> _DATASET EXTRACT_
- - - - -

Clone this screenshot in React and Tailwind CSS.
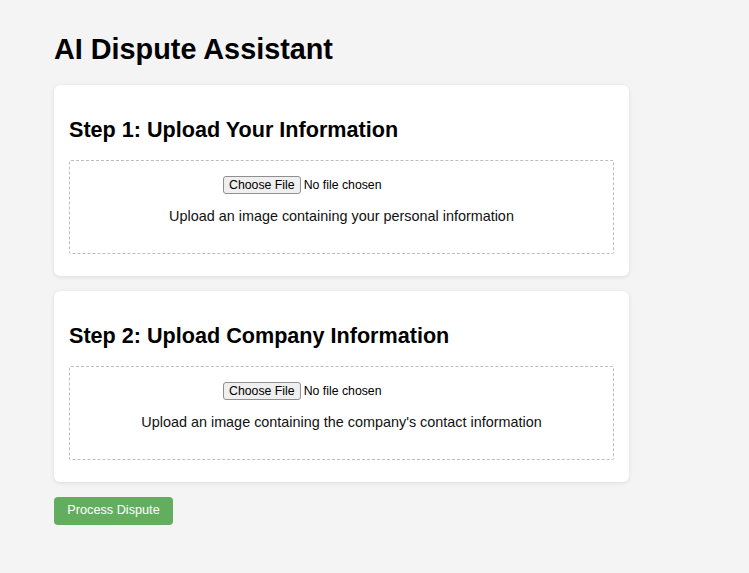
export default function App() {
  return (
    <div
      className="min-h-[573px] bg-[#f4f4f4] text-black"
      style={{ fontFamily: '"Liberation Sans", Arial, sans-serif' }}
    >
      <div className="w-[575px] ml-[54px] pt-[33px] pb-10">
        <h1 className="text-[28.8px] font-bold leading-[32px] mb-[20px]">
          AI Dispute Assistant
        </h1>
        <StepCard
          title="Step 1: Upload Your Information"
          hint="Upload an image containing your personal information"
        />
        <div className="h-[15px]" />
        <StepCard
          title="Step 2: Upload Company Information"
          hint="Upload an image containing the company's contact information"
        />
        <button className="mt-[15px] w-[119px] h-[28px] rounded-[4px] bg-[#62ae5e] text-white text-[12.7px] flex items-center justify-center">
          Process Dispute
        </button>
      </div>
    </div>
  );
}

function StepCard({ title, hint }) {
  return (
    <div className="bg-white rounded-[6px] shadow-[0_1px_4px_rgba(0,0,0,0.1)] px-[15px] pt-[32px] pb-[22px]">
      <h2 className="text-[21.6px] font-bold leading-[26px] mb-[17px]">
        {title}
      </h2>
      <div className="border border-dashed border-[#bdbdbd] rounded-[2px] pt-[15px] pb-[28px] flex flex-col items-center">
        <FileInput />
        <p className="mt-[14px] text-[14.4px] leading-[17px] text-[#111]">
          {hint}
        </p>
      </div>
    </div>
  );
}

function FileInput() {
  return (
    <div className="w-[237px] flex items-center text-[12.3px] leading-none">
      <span className="h-[18px] px-[5px] flex items-center border border-[#8f8f8f] rounded-[3px] bg-[#efefef] text-black">
        Choose File
      </span>
      <span className="ml-[3px] text-black">No file chosen</span>
    </div>
  );
}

- - - - -

> _SHORT TASK_
Using the data above, print every line exactly, omitting pictures.

> _THE REPLY_
Clone this screenshot in React and Tailwind CSS.
export default function App() {
  return (
    <div
      className="min-h-[573px] bg-[#f4f4f4] text-black"
      style={{ fontFamily: '"Liberation Sans", Arial, sans-serif' }}
    >
      <div className="w-[575px] ml-[54px] pt-[33px] pb-10">
        <h1 className="text-[28.8px] font-bold leading-[32px] mb-[20px]">
          AI Dispute Assistant
        </h1>
        <StepCard
          title="Step 1: Upload Your Information"
          hint="Upload an image containing your personal information"
        />
        <div className="h-[15px]" />
        <StepCard
          title="Step 2: Upload Company Information"
          hint="Upload an image containing the company's contact information"
        />
        <button className="mt-[15px] w-[119px] h-[28px] rounded-[4px] bg-[#62ae5e] text-white text-[12.7px] flex items-center justify-center">
          Process Dispute
        </button>
      </div>
    </div>
  );
}

function StepCard({ title, hint }) {
  return (
    <div className="bg-white rounded-[6px] shadow-[0_1px_4px_rgba(0,0,0,0.1)] px-[15px] pt-[32px] pb-[22px]">
      <h2 className="text-[21.6px] font-bold leading-[26px] mb-[17px]">
        {title}
      </h2>
      <div className="border border-dashed border-[#bdbdbd] rounded-[2px] pt-[15px] pb-[28px] flex flex-col items-center">
        <FileInput />
        <p className="mt-[14px] text-[14.4px] leading-[17px] text-[#111]">
          {hint}
        </p>
      </div>
    </div>
  );
}

function FileInput() {
  return (
    <div className="w-[237px] flex items-center text-[12.3px] leading-none">
      <span className="h-[18px] px-[5px] flex items-center border border-[#8f8f8f] rounded-[3px] bg-[#efefef] text-black">
        Choose File
      </span>
      <span className="ml-[3px] text-black">No file chosen</span>
    </div>
  );
}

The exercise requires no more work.